* [Exercise details] Return all of the data exactly as written, without the pictures.

★ ★ ★ ★ ★ ★ ★

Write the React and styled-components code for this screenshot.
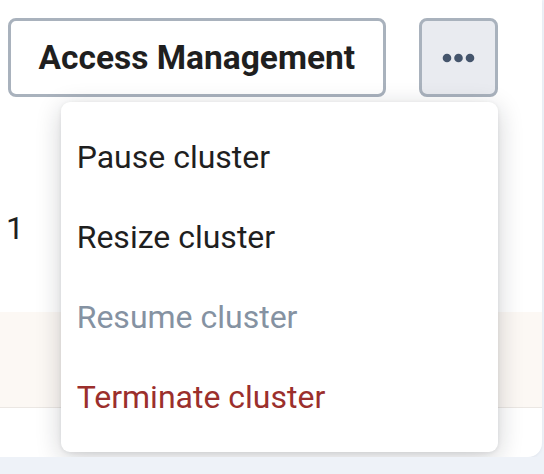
import styled, { createGlobalStyle } from "styled-components";

const GlobalStyle = createGlobalStyle`
  html, body {
    margin: 0;
    padding: 0;
    background: #eef2f8;
  }
  body {
    font-family: Roboto, "Liberation Sans", sans-serif;
    color: #1f1f1f;
  }
`;

const Page = styled.div`
  width: 542px;
  height: 457px;
  background: #ffffff;
  border-bottom-right-radius: 14px;
  box-shadow: 0 1px 3px rgba(30, 40, 60, 0.06);
  display: flex;
  flex-direction: column;
`;

const Toolbar = styled.div`
  display: flex;
  align-items: center;
  gap: 33px;
  padding: 18px 0 0 8px;
`;

const Button = styled.button`
  box-sizing: border-box;
  height: 79px;
  border: 3px solid #a9b2bd;
  border-radius: 8px;
  background: ${(p) => (p.$muted ? "#e9ebf0" : "#ffffff")};
  font-family: Roboto, "Liberation Sans", sans-serif;
  font-weight: 700;
  font-size: 33.5px;
  color: #1f1f1f;
  padding: 0 27.5px;
  display: flex;
  align-items: center;
  justify-content: center;
  cursor: pointer;
`;

const IconButton = styled(Button)`
  width: 79px;
  padding: 0;
`;

const MenuAnchor = styled.div`
  position: relative;
`;

const Menu = styled.ul`
  position: absolute;
  top: 84px;
  right: 0;
  width: 437px;
  box-sizing: border-box;
  margin: 0;
  padding: 15px 0;
  list-style: none;
  background: #ffffff;
  border-radius: 9px;
  box-shadow: 0 6px 26px rgba(20, 25, 35, 0.2), 0 1px 4px rgba(20, 25, 35, 0.08);
  z-index: 10;
`;

const MenuItem = styled.li`
  height: 80px;
  display: flex;
  align-items: center;
  padding-left: 16px;
  font-size: 32px;
  color: ${(p) =>
    p.$tone === "disabled" ? "#8592a2" : p.$tone === "danger" ? "#9b2f2c" : "#1f1f1f"};
  cursor: ${(p) => (p.$tone === "disabled" ? "default" : "pointer")};
`;

const Table = styled.div`
  flex: 1;
  display: flex;
  flex-direction: column;
  padding-top: 5px;
`;

const Row = styled.div`
  box-sizing: border-box;
  height: ${(p) => p.$h}px;
  display: flex;
  align-items: center;
  padding: ${(p) => p.$pt || 0}px 0 0 6px;
  font-size: 32px;
  background: ${(p) => (p.$tint ? "#fcf8f4" : "transparent")};
  border-bottom: ${(p) => (p.$tint ? "1px solid #ebe7e3" : "none")};
`;

const Dots = () => (
  <svg width="33" height="10" viewBox="0 0 33 10">
    <circle cx="5" cy="5" r="4.3" fill="#45556c" />
    <circle cx="16.5" cy="5" r="4.3" fill="#45556c" />
    <circle cx="28" cy="5" r="4.3" fill="#45556c" />
  </svg>
);

export default function App() {
  return (
    <>
      <GlobalStyle />
      <Page>
        <Toolbar>
          <Button>Access Management</Button>
          <MenuAnchor>
            <IconButton $muted aria-label="More actions">
              <Dots />
            </IconButton>
            <Menu>
              <MenuItem>Pause cluster</MenuItem>
              <MenuItem>Resize cluster</MenuItem>
              <MenuItem $tone="disabled">Resume cluster</MenuItem>
              <MenuItem $tone="danger">Terminate cluster</MenuItem>
            </Menu>
          </MenuAnchor>
        </Toolbar>
        <Table>
          <Row $h={210} $pt={42}>1</Row>
          <Row $h={96} $tint />
        </Table>
      </Page>
    </>
  );
}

★ ★ ★ ★ ★ ★ ★

* [Full response]
Write the React and styled-components code for this screenshot.
import styled, { createGlobalStyle } from "styled-components";

const GlobalStyle = createGlobalStyle`
  html, body {
    margin: 0;
    padding: 0;
    background: #eef2f8;
  }
  body {
    font-family: Roboto, "Liberation Sans", sans-serif;
    color: #1f1f1f;
  }
`;

const Page = styled.div`
  width: 542px;
  height: 457px;
  background: #ffffff;
  border-bottom-right-radius: 14px;
  box-shadow: 0 1px 3px rgba(30, 40, 60, 0.06);
  display: flex;
  flex-direction: column;
`;

const Toolbar = styled.div`
  display: flex;
  align-items: center;
  gap: 33px;
  padding: 18px 0 0 8px;
`;

const Button = styled.button`
  box-sizing: border-box;
  height: 79px;
  border: 3px solid #a9b2bd;
  border-radius: 8px;
  background: ${(p) => (p.$muted ? "#e9ebf0" : "#ffffff")};
  font-family: Roboto, "Liberation Sans", sans-serif;
  font-weight: 700;
  font-size: 33.5px;
  color: #1f1f1f;
  padding: 0 27.5px;
  display: flex;
  align-items: center;
  justify-content: center;
  cursor: pointer;
`;

const IconButton = styled(Button)`
  width: 79px;
  padding: 0;
`;

const MenuAnchor = styled.div`
  position: relative;
`;

const Menu = styled.ul`
  position: absolute;
  top: 84px;
  right: 0;
  width: 437px;
  box-sizing: border-box;
  margin: 0;
  padding: 15px 0;
  list-style: none;
  background: #ffffff;
  border-radius: 9px;
  box-shadow: 0 6px 26px rgba(20, 25, 35, 0.2), 0 1px 4px rgba(20, 25, 35, 0.08);
  z-index: 10;
`;

const MenuItem = styled.li`
  height: 80px;
  display: flex;
  align-items: center;
  padding-left: 16px;
  font-size: 32px;
  color: ${(p) =>
    p.$tone === "disabled" ? "#8592a2" : p.$tone === "danger" ? "#9b2f2c" : "#1f1f1f"};
  cursor: ${(p) => (p.$tone === "disabled" ? "default" : "pointer")};
`;

const Table = styled.div`
  flex: 1;
  display: flex;
  flex-direction: column;
  padding-top: 5px;
`;

const Row = styled.div`
  box-sizing: border-box;
  height: ${(p) => p.$h}px;
  display: flex;
  align-items: center;
  padding: ${(p) => p.$pt || 0}px 0 0 6px;
  font-size: 32px;
  background: ${(p) => (p.$tint ? "#fcf8f4" : "transparent")};
  border-bottom: ${(p) => (p.$tint ? "1px solid #ebe7e3" : "none")};
`;

const Dots = () => (
  <svg width="33" height="10" viewBox="0 0 33 10">
    <circle cx="5" cy="5" r="4.3" fill="#45556c" />
    <circle cx="16.5" cy="5" r="4.3" fill="#45556c" />
    <circle cx="28" cy="5" r="4.3" fill="#45556c" />
  </svg>
);

export default function App() {
  return (
    <>
      <GlobalStyle />
      <Page>
        <Toolbar>
          <Button>Access Management</Button>
          <MenuAnchor>
            <IconButton $muted aria-label="More actions">
              <Dots />
            </IconButton>
            <Menu>
              <MenuItem>Pause cluster</MenuItem>
              <MenuItem>Resize cluster</MenuItem>
              <MenuItem $tone="disabled">Resume cluster</MenuItem>
              <MenuItem $tone="danger">Terminate cluster</MenuItem>
            </Menu>
          </MenuAnchor>
        </Toolbar>
        <Table>
          <Row $h={210} $pt={42}>1</Row>
          <Row $h={96} $tint />
        </Table>
      </Page>
    </>
  );
}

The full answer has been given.